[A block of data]
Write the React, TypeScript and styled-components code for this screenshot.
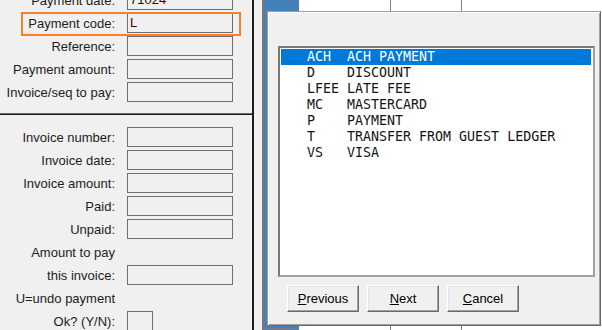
import React from 'react';
import styled, { createGlobalStyle } from 'styled-components';

const GlobalStyle = createGlobalStyle`
  html, body {
    margin: 0;
    padding: 0;
    background: #f0f0f0;
  }
  body {
    width: 602px;
    height: 330px;
    overflow: hidden;
    font-family: 'Liberation Sans', Arial, sans-serif;
  }
`;

type Field = {
  label: string;
  value?: string;
  input?: 'wide' | 'small' | 'none';
  highlighted?: boolean;
};

const paymentFields: Field[] = [
  { label: 'Payment date:', value: '71024' },
  { label: 'Payment code:', value: 'L', highlighted: true },
  { label: 'Reference:' },
  { label: 'Payment amount:' },
  { label: 'Invoice/seq to pay:' },
];

const invoiceFields: Field[] = [
  { label: 'Invoice number:' },
  { label: 'Invoice date:' },
  { label: 'Invoice amount:' },
  { label: 'Paid:' },
  { label: 'Unpaid:' },
  { label: 'Amount to pay', input: 'none' },
  { label: 'this invoice:' },
  { label: 'U=undo payment', input: 'none' },
  { label: 'Ok? (Y/N):', input: 'small' },
];

const codes: [string, string][] = [
  ['ACH', 'ACH PAYMENT'],
  ['D', 'DISCOUNT'],
  ['LFEE', 'LATE FEE'],
  ['MC', 'MASTERCARD'],
  ['P', 'PAYMENT'],
  ['T', 'TRANSFER FROM GUEST LEDGER'],
  ['VS', 'VISA'],
];

const buttons = [
  { key: 'P', rest: 'revious' },
  { key: 'N', rest: 'ext' },
  { key: 'C', rest: 'ancel' },
];

function FieldRow({ field }: { field: Field }) {
  const kind = field.input ?? 'wide';
  return (
    <Row $highlighted={!!field.highlighted}>
      <Label>{field.label}</Label>
      {kind !== 'none' && <Input $small={kind === 'small'}>{field.value}</Input>}
    </Row>
  );
}

function App() {
  return (
    <>
      <GlobalStyle />
      <Screen>
        <LeftPanel>
          <TopSection>
            {paymentFields.map((f) => (
              <FieldRow key={f.label} field={f} />
            ))}
          </TopSection>
          <BottomSection>
            {invoiceFields.map((f) => (
              <FieldRow key={f.label} field={f} />
            ))}
          </BottomSection>
        </LeftPanel>

        <BackWindow>
          <Table>
            {Array.from({ length: 10 }).map((_, i) => (
              <React.Fragment key={i}>
                <RowHeader />
                <Cell />
                <Cell />
                <Cell $last />
              </React.Fragment>
            ))}
          </Table>

          <Dialog>
            <ListBox>
              {codes.map(([code, desc], i) => (
                <ListItem key={code} $selected={i === 0}>
                  {code.padEnd(5, ' ') + desc}
                </ListItem>
              ))}
            </ListBox>
            <ButtonBar>
              {buttons.map((b) => (
                <Button key={b.key}>
                  <u>{b.key}</u>
                  {b.rest}
                </Button>
              ))}
            </ButtonBar>
          </Dialog>
        </BackWindow>
      </Screen>
    </>
  );
}

export default App;

const Screen = styled.div`
  display: flex;
  width: 602px;
  height: 330px;
  overflow: hidden;
  background: #f0f0f0;
`;

const LeftPanel = styled.div`
  width: 252px;
  flex: none;
  display: flex;
  flex-direction: column;
  border-right: 2px solid #1c1c1c;
`;

const TopSection = styled.div`
  display: flex;
  flex-direction: column;
  gap: 3px;
  margin-top: -10px;
  padding-bottom: 11px;
  border-bottom: 1px solid #6a6a6a;
`;

const BottomSection = styled.div`
  display: flex;
  flex-direction: column;
  gap: 3px;
  padding-top: 12px;
  border-top: 1px solid #1c1c1c;
`;

const Row = styled.div<{ $highlighted: boolean }>`
  position: relative;
  display: grid;
  grid-template-columns: 115px 106px;
  column-gap: 12px;
  align-items: center;
  height: 20px;

  ${({ $highlighted }) =>
    $highlighted &&
    `
    &::after {
      content: '';
      position: absolute;
      left: 21px;
      width: 220px;
      top: -1px;
      bottom: -3px;
      border: 2px solid #f5822a;
      box-sizing: border-box;
      pointer-events: none;
    }
  `}
`;

const Label = styled.div`
  text-align: right;
  font-size: 13px;
  color: #1c1c1c;
  white-space: nowrap;
`;

const Input = styled.div<{ $small: boolean }>`
  box-sizing: border-box;
  width: ${({ $small }) => ($small ? '26px' : '106px')};
  height: 20px;
  border: 1px solid #6e6e6e;
  padding-left: 2px;
  font-size: 13px;
  line-height: 18px;
  color: #4a0000;
`;

const BackWindow = styled.div`
  flex: 1;
  position: relative;
  margin-left: 8px;
  border-left: 2px solid #7a7a7a;
  background: #fff;
  overflow: hidden;
`;

const Table = styled.div`
  display: grid;
  grid-template-columns: 35px 92px 71px 1fr;
  grid-auto-rows: 37px;
  margin-top: -4px;
`;

const RowHeader = styled.div`
  background: #4580bb;
  border-bottom: 1px solid #6d7e90;
`;

const Cell = styled.div<{ $last?: boolean }>`
  background: #fff;
  border-right: ${({ $last }) => ($last ? 'none' : '1px solid #808080')};
`;

const Dialog = styled.div`
  position: absolute;
  left: 3px;
  top: 11px;
  width: 334px;
  height: 315px;
  box-sizing: border-box;
  padding: 34px 0 0 10px;
  background: #f0f0f0;
  border: 1px solid;
  border-color: #a0a0a0 #696969 #696969 #a0a0a0;
  box-shadow: inset 1px 1px #ffffff, inset -1px -1px #a0a0a0;
`;

const ListBox = styled.div`
  width: 317px;
  height: 231px;
  box-sizing: border-box;
  padding: 1px 2px 1px 1px;
  background: #fff;
  border: 2px solid;
  border-color: #7a7a7a #a0a0a0 #a0a0a0 #7a7a7a;
  font-family: 'DejaVu Sans Mono', 'Liberation Mono', monospace;
  font-size: 13.3px;
`;

const ListItem = styled.div<{ $selected: boolean }>`
  height: 16px;
  line-height: 16px;
  padding-left: 26px;
  white-space: pre;
  background: ${({ $selected }) => ($selected ? '#0078d7' : 'transparent')};
  color: ${({ $selected }) => ($selected ? '#ffffff' : '#141414')};
`;

const ButtonBar = styled.div`
  display: flex;
  gap: 8px;
  margin-top: 8px;
  padding-left: 9px;
`;

const Button = styled.button`
  width: 72px;
  height: 27px;
  box-sizing: border-box;
  padding: 0;
  font-family: 'Liberation Sans', Arial, sans-serif;
  font-size: 13px;
  color: #000;
  background: #f0f0f0;
  border: 1px solid;
  border-color: #ffffff #696969 #696969 #ffffff;
  box-shadow: inset -1px -1px #a0a0a0, inset 1px 1px #e3e3e3;
`;
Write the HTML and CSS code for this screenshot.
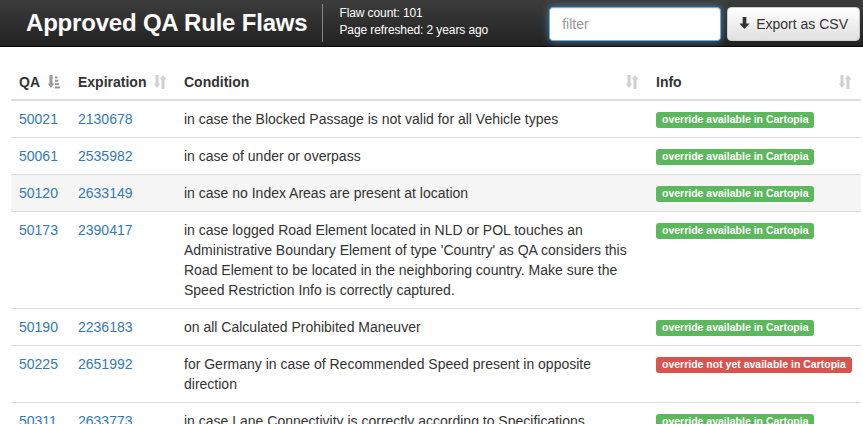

» REQUIRED WORK: Repeat the records above exactly, omitting every picture.

» WRITTEN SOLUTION:
Write the React, TypeScript and styled-components code for this screenshot.
import React from 'react';
import styled, { createGlobalStyle } from 'styled-components';

const GlobalStyle = createGlobalStyle`
  html, body {
    margin: 0;
    padding: 0;
    background: #f0f0f0;
  }
  body {
    width: 602px;
    height: 330px;
    overflow: hidden;
    font-family: 'Liberation Sans', Arial, sans-serif;
  }
`;

type Field = {
  label: string;
  value?: string;
  input?: 'wide' | 'small' | 'none';
  highlighted?: boolean;
};

const paymentFields: Field[] = [
  { label: 'Payment date:', value: '71024' },
  { label: 'Payment code:', value: 'L', highlighted: true },
  { label: 'Reference:' },
  { label: 'Payment amount:' },
  { label: 'Invoice/seq to pay:' },
];

const invoiceFields: Field[] = [
  { label: 'Invoice number:' },
  { label: 'Invoice date:' },
  { label: 'Invoice amount:' },
  { label: 'Paid:' },
  { label: 'Unpaid:' },
  { label: 'Amount to pay', input: 'none' },
  { label: 'this invoice:' },
  { label: 'U=undo payment', input: 'none' },
  { label: 'Ok? (Y/N):', input: 'small' },
];

const codes: [string, string][] = [
  ['ACH', 'ACH PAYMENT'],
  ['D', 'DISCOUNT'],
  ['LFEE', 'LATE FEE'],
  ['MC', 'MASTERCARD'],
  ['P', 'PAYMENT'],
  ['T', 'TRANSFER FROM GUEST LEDGER'],
  ['VS', 'VISA'],
];

const buttons = [
  { key: 'P', rest: 'revious' },
  { key: 'N', rest: 'ext' },
  { key: 'C', rest: 'ancel' },
];

function FieldRow({ field }: { field: Field }) {
  const kind = field.input ?? 'wide';
  return (
    <Row $highlighted={!!field.highlighted}>
      <Label>{field.label}</Label>
      {kind !== 'none' && <Input $small={kind === 'small'}>{field.value}</Input>}
    </Row>
  );
}

function App() {
  return (
    <>
      <GlobalStyle />
      <Screen>
        <LeftPanel>
          <TopSection>
            {paymentFields.map((f) => (
              <FieldRow key={f.label} field={f} />
            ))}
          </TopSection>
          <BottomSection>
            {invoiceFields.map((f) => (
              <FieldRow key={f.label} field={f} />
            ))}
          </BottomSection>
        </LeftPanel>

        <BackWindow>
          <Table>
            {Array.from({ length: 10 }).map((_, i) => (
              <React.Fragment key={i}>
                <RowHeader />
                <Cell />
                <Cell />
                <Cell $last />
              </React.Fragment>
            ))}
          </Table>

          <Dialog>
            <ListBox>
              {codes.map(([code, desc], i) => (
                <ListItem key={code} $selected={i === 0}>
                  {code.padEnd(5, ' ') + desc}
                </ListItem>
              ))}
            </ListBox>
            <ButtonBar>
              {buttons.map((b) => (
                <Button key={b.key}>
                  <u>{b.key}</u>
                  {b.rest}
                </Button>
              ))}
            </ButtonBar>
          </Dialog>
        </BackWindow>
      </Screen>
    </>
  );
}

export default App;

const Screen = styled.div`
  display: flex;
  width: 602px;
  height: 330px;
  overflow: hidden;
  background: #f0f0f0;
`;

const LeftPanel = styled.div`
  width: 252px;
  flex: none;
  display: flex;
  flex-direction: column;
  border-right: 2px solid #1c1c1c;
`;

const TopSection = styled.div`
  display: flex;
  flex-direction: column;
  gap: 3px;
  margin-top: -10px;
  padding-bottom: 11px;
  border-bottom: 1px solid #6a6a6a;
`;

const BottomSection = styled.div`
  display: flex;
  flex-direction: column;
  gap: 3px;
  padding-top: 12px;
  border-top: 1px solid #1c1c1c;
`;

const Row = styled.div<{ $highlighted: boolean }>`
  position: relative;
  display: grid;
  grid-template-columns: 115px 106px;
  column-gap: 12px;
  align-items: center;
  height: 20px;

  ${({ $highlighted }) =>
    $highlighted &&
    `
    &::after {
      content: '';
      position: absolute;
      left: 21px;
      width: 220px;
      top: -1px;
      bottom: -3px;
      border: 2px solid #f5822a;
      box-sizing: border-box;
      pointer-events: none;
    }
  `}
`;

const Label = styled.div`
  text-align: right;
  font-size: 13px;
  color: #1c1c1c;
  white-space: nowrap;
`;

const Input = styled.div<{ $small: boolean }>`
  box-sizing: border-box;
  width: ${({ $small }) => ($small ? '26px' : '106px')};
  height: 20px;
  border: 1px solid #6e6e6e;
  padding-left: 2px;
  font-size: 13px;
  line-height: 18px;
  color: #4a0000;
`;

const BackWindow = styled.div`
  flex: 1;
  position: relative;
  margin-left: 8px;
  border-left: 2px solid #7a7a7a;
  background: #fff;
  overflow: hidden;
`;

const Table = styled.div`
  display: grid;
  grid-template-columns: 35px 92px 71px 1fr;
  grid-auto-rows: 37px;
  margin-top: -4px;
`;

const RowHeader = styled.div`
  background: #4580bb;
  border-bottom: 1px solid #6d7e90;
`;

const Cell = styled.div<{ $last?: boolean }>`
  background: #fff;
  border-right: ${({ $last }) => ($last ? 'none' : '1px solid #808080')};
`;

const Dialog = styled.div`
  position: absolute;
  left: 3px;
  top: 11px;
  width: 334px;
  height: 315px;
  box-sizing: border-box;
  padding: 34px 0 0 10px;
  background: #f0f0f0;
  border: 1px solid;
  border-color: #a0a0a0 #696969 #696969 #a0a0a0;
  box-shadow: inset 1px 1px #ffffff, inset -1px -1px #a0a0a0;
`;

const ListBox = styled.div`
  width: 317px;
  height: 231px;
  box-sizing: border-box;
  padding: 1px 2px 1px 1px;
  background: #fff;
  border: 2px solid;
  border-color: #7a7a7a #a0a0a0 #a0a0a0 #7a7a7a;
  font-family: 'DejaVu Sans Mono', 'Liberation Mono', monospace;
  font-size: 13.3px;
`;

const ListItem = styled.div<{ $selected: boolean }>`
  height: 16px;
  line-height: 16px;
  padding-left: 26px;
  white-space: pre;
  background: ${({ $selected }) => ($selected ? '#0078d7' : 'transparent')};
  color: ${({ $selected }) => ($selected ? '#ffffff' : '#141414')};
`;

const ButtonBar = styled.div`
  display: flex;
  gap: 8px;
  margin-top: 8px;
  padding-left: 9px;
`;

const Button = styled.button`
  width: 72px;
  height: 27px;
  box-sizing: border-box;
  padding: 0;
  font-family: 'Liberation Sans', Arial, sans-serif;
  font-size: 13px;
  color: #000;
  background: #f0f0f0;
  border: 1px solid;
  border-color: #ffffff #696969 #696969 #ffffff;
  box-shadow: inset -1px -1px #a0a0a0, inset 1px 1px #e3e3e3;
`;
Write the HTML and CSS code for this screenshot.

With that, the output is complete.